Trata-se de uma carta impressionante e premonitória. A autora se opunha ao aborto anencefálico. A legalização do aborto, estou certo, é o primeiro elo da imensa cadeia da cultura da morte. Após a implantação do aborto descendente (a eliminação do feto), virão inúmeras manifestações do aborto ascendente (supressão da vida do doente) – a eutanásia já está incorporada ao sistema legal de alguns países –, do idoso e, quem sabe, de todos os que constituem as classes passivas e indesejadas da sociedade.
Aprovar a autorização legal para abortar, como bem comentam os filósofos Robert P. George e Christopher Tollefsen, em seu livro Embryo: A defense of Human Life, é dar licença para matar uma certa classe de seres humanos como meio de beneficiar outros.

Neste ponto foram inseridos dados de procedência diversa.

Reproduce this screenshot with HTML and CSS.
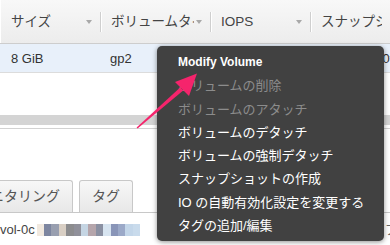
FILE: index.html
```html
<!DOCTYPE html>
<html lang="ja">

<head>
    <meta charset="UTF-8">
    <meta name="viewport" content="width=device-width, initial-scale=1.0">
    <title>EC2 Volumes</title>
    <link rel="stylesheet" href="styles.css">
</head>

<body>
    <div class="page">
        <div class="grid">
            <div class="grid-head">
                <div class="hcell col-size"><span class="htext">サイズ</span><i class="sort"></i></div>
                <div class="hcell col-type"><span class="htext">ボリュームタイプ</span><i class="sort"></i></div>
                <div class="hcell col-iops"><span class="htext">IOPS</span><i class="sort"></i></div>
                <div class="hcell col-snap"><span class="htext">スナップショット</span></div>
            </div>
            <div class="grid-row selected">
                <div class="cell col-size">8 GiB</div>
                <div class="cell col-type">gp2</div>
                <div class="cell col-iops">100 / 3000</div>
                <div class="cell col-snap">snap-0e4a0f8</div>
            </div>
        </div>

        <div class="hscroll">
            <div class="hscroll-bar"></div>
        </div>

        <div class="tabs">
            <div class="tab">モニタリング</div>
            <div class="tab">タグ</div>
        </div>

        <div class="detail">
            <span class="vol-id">vol-0c</span>
            <span class="mosaic">
                <i style="background:#f1e9df"></i><i style="background:#7d86a0"></i><i style="background:#999fb0"></i><i style="background:#d9cfc4"></i><i style="background:#8c8c8e"></i><i style="background:#90909a"></i><i style="background:#c5d5e3"></i><i style="background:#b5a5ab"></i><i style="background:#8a90a2"></i><i style="background:#d7e4f0"></i><i style="background:#8995b8"></i><i style="background:#9ba9c8"></i><i style="background:#c3d6e9"></i><i style="background:#c9dbec"></i>
            </span>
            <span class="detail-label">ブ</span>
        </div>

        <!-- context menu opened on the selected volume -->
        <ul class="context-menu">
            <li class="menu-item strong">Modify Volume</li>
            <li class="menu-item disabled">ボリュームの削除</li>
            <li class="menu-item disabled">ボリュームのアタッチ</li>
            <li class="menu-item">ボリュームのデタッチ</li>
            <li class="menu-item">ボリュームの強制デタッチ</li>
            <li class="menu-item">スナップショットの作成</li>
            <li class="menu-item">IO の自動有効化設定を変更する</li>
            <li class="menu-item">タグの追加/編集</li>
        </ul>

        <svg class="pointer" width="390" height="245" viewBox="0 0 390 245">
            <polygon points="137.6,128.4 136.6,127.4 180.4,87.2 183.2,90.6" fill="#f5246c" />
            <polygon points="197,73.5 175,82 189,96" fill="#f5246c" />
        </svg>
    </div>
</body>

</html>
```

FILE: styles.css
```css
body {
    margin: 0;
    font-family: "Liberation Sans", "Noto Sans CJK JP", sans-serif;
    font-size: 13px;
    color: #333;
    background-color: #fff;
}

.page {
    position: relative;
    width: 390px;
    height: 245px;
    overflow: hidden;
}

/* grid */

.grid-head {
    display: flex;
    align-items: center;
    height: 43px;
    background: linear-gradient(#f8f8f8, #ececec);
    border-bottom: 1px solid #cdcdcd;
    box-shadow: inset 1px 0 #fff;
}

.hcell {
    display: flex;
    flex-shrink: 0;
    align-items: center;
    height: 20px;
    padding-left: 10px;
    padding-right: 8px;
    border-right: 1px solid #cfcfcf;
    box-shadow: 1px 0 #fff;
    color: #444;
    font-size: 13.5px;
    line-height: 20px;
    white-space: nowrap;
}

.htext {
    flex: 1;
    min-width: 0;
    overflow: hidden;
}

.sort {
    width: 0;
    height: 0;
    margin-left: 2px;
    border-left: 3.5px solid transparent;
    border-right: 3.5px solid transparent;
    border-top: 4px solid #a8a8a8;
}

.hcell.col-size {
    width: 81px;
    padding-left: 11px;
}

.hcell.col-type {
    width: 91px;
}

.hcell.col-iops {
    width: 81px;
}

.hcell.col-snap {
    flex: 1;
    flex-shrink: 1;
    min-width: 0;
    border-right: none;
    box-shadow: none;
}

.grid-row {
    display: flex;
    height: 28px;
    border-bottom: 1px solid #dcdcdc;
}

.grid-row.selected {
    background-color: #e8f0fa;
}

.cell {
    flex-shrink: 0;
    box-sizing: border-box;
    padding-left: 10px;
    line-height: 29px;
    white-space: nowrap;
}

.cell.col-size {
    width: 101px;
    padding-left: 11px;
}

.cell.col-type {
    width: 110px;
    padding-left: 9px;
}

.cell.col-iops {
    width: 101px;
}

.cell.col-snap {
    padding-left: 9px;
}

/* horizontal scrollbar under the grid */

.hscroll {
    margin-top: 42px;
    padding-bottom: 3px;
    border-bottom: 1px solid #d2d2d2;
}

.hscroll-bar {
    height: 10px;
    background-color: #d4d4d4;
}

/* detail tabs */

.tabs {
    display: flex;
    align-items: flex-end;
    gap: 6px;
    margin-top: 51px;
    margin-left: -37px;
    border-bottom: 1px solid #c8c8c8;
}

.tab {
    height: 31px;
    padding: 0 12px;
    border: 1px solid #c8c8c8;
    border-bottom: none;
    border-radius: 3px 3px 0 0;
    background: linear-gradient(#f7f7f7, #e8e8e8);
    font-size: 14px;
    line-height: 31px;
    color: #555;
    white-space: nowrap;
}

.detail {
    display: flex;
    align-items: center;
    margin-top: 10px;
    height: 14px;
    line-height: 14px;
    color: #444;
}

.mosaic {
    display: flex;
    margin-left: 2px;
}

.mosaic i {
    display: block;
    width: 7.4px;
    height: 12px;
}

.detail-label {
    margin-left: auto;
    margin-right: -8px;
    color: #666;
}

/* context menu */

.context-menu {
    position: absolute;
    left: 157px;
    top: 46px;
    width: 227px;
    height: 195px;
    box-sizing: border-box;
    margin: 0;
    padding: 5px 0 0 21px;
    list-style: none;
    background-color: #414141;
    border-radius: 5px;
    box-shadow: 0 1px 5px rgba(0, 0, 0, 0.45);
}

.menu-item {
    height: 23.3px;
    line-height: 23.3px;
    color: #fff;
    white-space: nowrap;
}

.menu-item.strong {
    font-size: 12px;
    font-weight: bold;
}

.menu-item.disabled {
    color: #8c8c8c;
}

.pointer {
    position: absolute;
    left: 0;
    top: 0;
    pointer-events: none;
}
```
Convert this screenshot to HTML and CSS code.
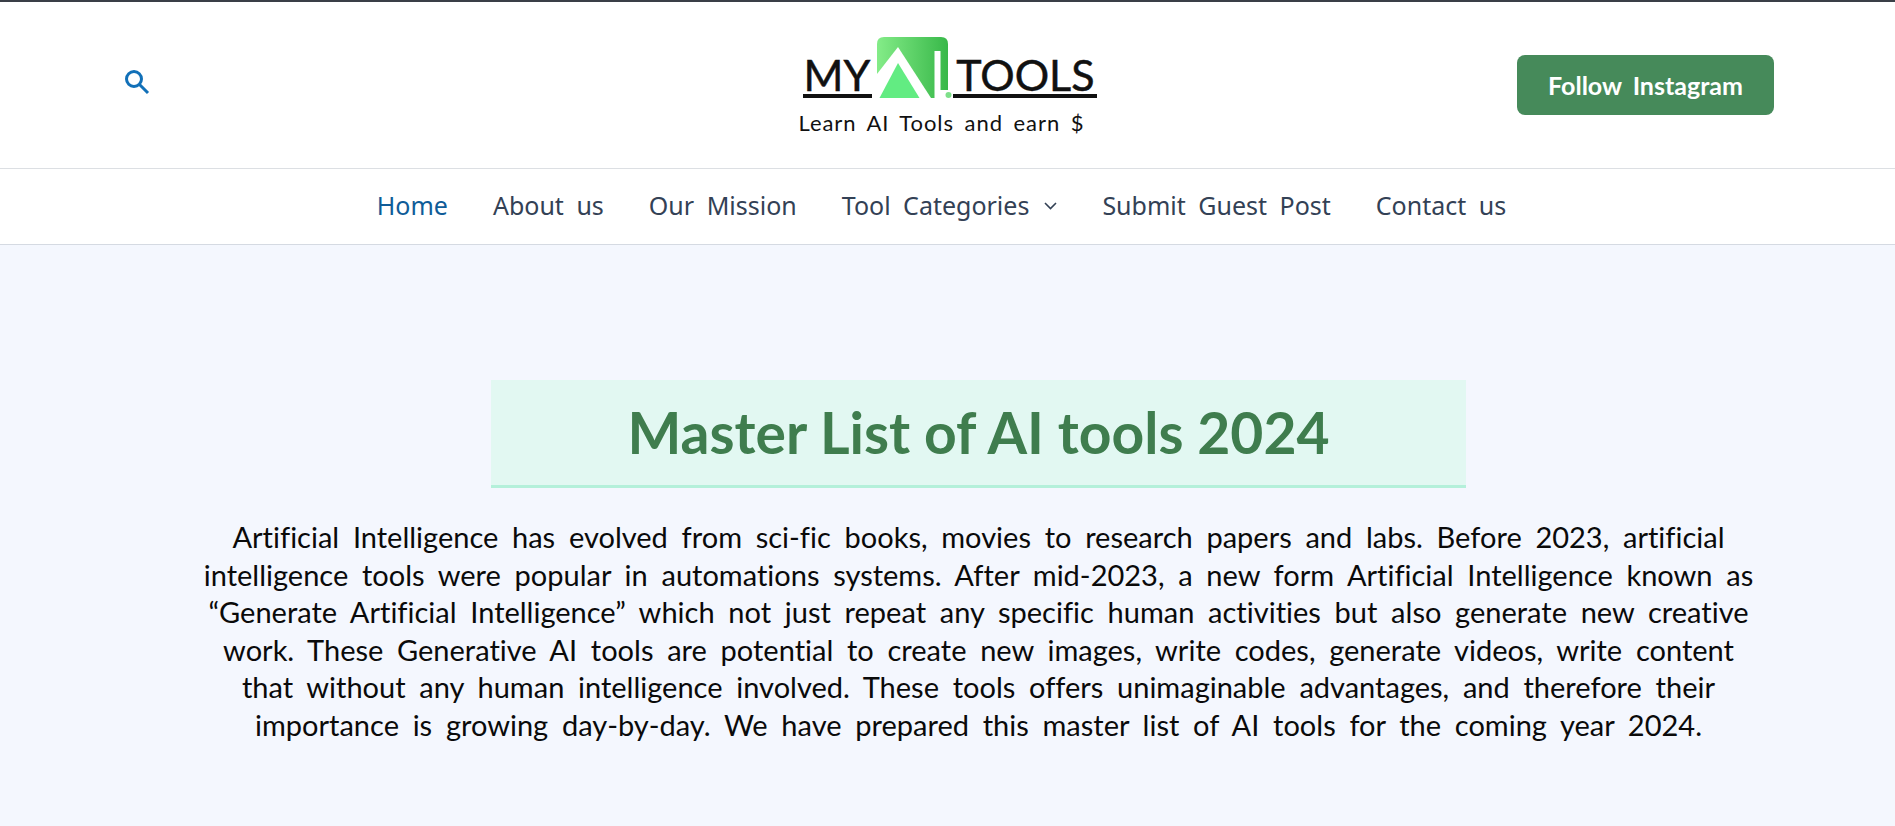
FILE: index.html
```html
<!DOCTYPE html>
<html lang="en">
<head>
  <meta charset="UTF-8">
  <meta name="viewport" content="width=device-width, initial-scale=1.0">
  <title>My AI Tools</title>
  <link rel="stylesheet" href="styles.css">
</head>
<body>
  <header class="top">
    <a class="search-link" href="#" aria-label="Search">
      <svg width="26" height="26" viewBox="0 0 26 26" fill="none" stroke="#1170b8" stroke-width="3">
        <circle cx="10" cy="10" r="7.5"/>
        <path d="M15.5 15.5 L24 24"/>
      </svg>
    </a>
    <a class="logo" href="#">
      <span class="logo-mark">
        <span class="logo-word logo-my">MY</span>
        <svg class="logo-ai" width="75" height="61" viewBox="0 0 75 61">
          <defs>
            <linearGradient id="logo-grad" x1="0" y1="0" x2="1" y2="0">
              <stop offset="0" stop-color="#84ec88"/>
              <stop offset="1" stop-color="#38b849"/>
            </linearGradient>
          </defs>
          <path d="M7 0 H64 Q71 0 71 7 V53 H63 V61 H0 V7 Q0 0 7 0 Z" fill="url(#logo-grad)"/>
          <path d="M21 10 L54 61 H0 V37 Z" fill="#fff"/>
          <path d="M21 26 L42.5 61 H2.5 Z" fill="#62ec82"/>
          <rect x="57.5" y="14" width="6" height="47" fill="#fff"/>
          <circle cx="71.5" cy="58" r="3" fill="#7fe08a"/>
        </svg>
        <span class="logo-word logo-tools">TOOLS</span>
      </span>
      <span class="logo-tag">Learn AI Tools and earn $</span>
    </a>
    <div class="top-right">
      <a class="follow-btn" href="#">Follow Instagram</a>
    </div>
  </header>

  <nav class="menu">
    <a class="menu-item active" href="#">Home</a>
    <a class="menu-item" href="#">About us</a>
    <a class="menu-item" href="#">Our Mission</a>
    <a class="menu-item" href="#">Tool Categories
      <svg class="caret" width="13" height="8" viewBox="0 0 13 8" fill="none" stroke="#334155" stroke-width="1.6">
        <path d="M1 1 L6.5 6.5 L12 1"/>
      </svg>
    </a>
    <a class="menu-item" href="#">Submit Guest Post</a>
    <a class="menu-item" href="#">Contact us</a>
  </nav>

  <main class="content">
    <h1 class="title">Master List of AI tools 2024</h1>
    <p class="intro">Artificial Intelligence has evolved from sci-fic books, movies to research papers and labs. Before 2023, artificial intelligence tools were popular in automations systems. After mid-2023, a new form Artificial Intelligence known as “Generate Artificial Intelligence” which not just repeat any specific human activities but also generate new creative work. These Generative AI tools are potential to create new images, write codes, generate videos, write content that without any human intelligence involved. These tools offers unimaginable advantages, and therefore their importance is growing day-by-day. We have prepared this master list of AI tools for the coming year 2024.</p>
  </main>
</body>
</html>
```

FILE: styles.css
```css
html, body {
  height: 100%;
}
body {
  margin: 0;
  overflow: hidden;
  font-family: "Lato", sans-serif;
  font-variant-ligatures: none;
  background: #f4f7fe;
  border-top: 2px solid #3a3f47;
  color: #000;
}
a {
  text-decoration: none;
  color: inherit;
}
.top {
  display: grid;
  grid-template-columns: 1fr auto 1fr;
  align-items: center;
  height: 166px;
  padding: 0 121px 0 124px;
  background: #fff;
  border-bottom: 1px solid #dcdfe3;
}
.search-link {
  display: flex;
  margin-top: -6px;
}
.logo {
  display: flex;
  flex-direction: column;
  margin-top: -1px;
  margin-left: -3px;
}
.logo-mark {
  display: flex;
  align-items: flex-end;
  height: 62px;
  margin: 2px 0 0 5px;
}
.logo-word {
  font-size: 43px;
  line-height: 38px;
  height: 38px;
  color: #111;
  -webkit-text-stroke: 0.5px #111;
  border-bottom: 4px solid #111;
}
.logo-my {
  padding-right: 2px;
  margin-right: 5px;
}
.logo-ai {
  flex: none;
  margin-right: 1px;
}
.logo-tools {
  padding: 0 2px 0 3px;
}
.logo-tag {
  margin-top: 12px;
  font-size: 22px;
  line-height: 26px;
  letter-spacing: 0.95px;
  word-spacing: 4px;
  white-space: nowrap;
  color: #111;
}
.top-right {
  display: flex;
  justify-content: flex-end;
}
.follow-btn {
  display: flex;
  align-items: center;
  justify-content: center;
  width: 257px;
  height: 60px;
  border-radius: 8px;
  background: #468a5a;
  color: #fff;
  font-size: 25px;
  font-weight: 700;
  word-spacing: 5px;
}
.menu {
  display: flex;
  justify-content: center;
  align-items: center;
  gap: 45px;
  height: 75px;
  padding-right: 12px;
  background: #fff;
  border-bottom: 1px solid #d5dae2;
  font-family: "Noto Sans", sans-serif;
  font-size: 25px;
  color: #334155;
}
.menu-item {
  display: flex;
  align-items: center;
  gap: 15px;
  margin-top: -4px;
  word-spacing: 6px;
}
.menu-item.active {
  color: #0f5c98;
}
.caret {
  margin-top: 3px;
}
.content {
  display: flex;
  flex-direction: column;
  align-items: center;
  padding: 135px 0 0 62px;
}
.title {
  box-sizing: border-box;
  width: 975px;
  height: 108px;
  margin: 0;
  background: #e2f8f2;
  border-bottom: 3px solid #b4f0da;
  color: #3f7d4e;
  font-size: 57px;
  font-weight: 700;
  line-height: 105px;
  text-align: center;
}
.intro {
  width: 1560px;
  margin: 30px 0 0;
  font-size: 29px;
  line-height: 37.6px;
  word-spacing: 6.3px;
  text-align: center;
  color: #0a0a0a;
}
```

Defender os direitos de um feto é a mesma coisa que defender uma pessoa contra uma injusta discriminação, a discriminação dos que pensam que existem alguns seres humanos que devem ser sacrificados por um bem maior. Aí está exatamente o cerne da questão, que nada tem que ver com princípios religiosos nem com a eventual crença na existência da alma.
Hoje, o que está sendo questionado não é tanto a realidade biológica, inegável, mas uma coisa muito mais séria: o próprio conceito de “humano” ou de “pessoa”. Trata-se, portanto, de uma pergunta de caráter filosófico e jurídico: quando se pode afirmar sobre um embrião ou um feto que é propriamente humano e, portanto, detentor de direitos, a começar pelo direito à vida?
Fala-se, arbitrariamente, de tantos dias, de tantos meses de gravidez... E se chega até a afirmar, como já foi feito entre nós, que só somos seres humanos quando temos autoconsciência. Antes disso, só material descartável ou útil para laboratório. Mas será que um bebê de dois meses ou de dois anos tem “autoconsciência”?
Não se compreende de que modo obteremos uma sociedade mais justa, democrática e digna para seres humanos (os adultos) com a morte de outros (as crianças não nascidas).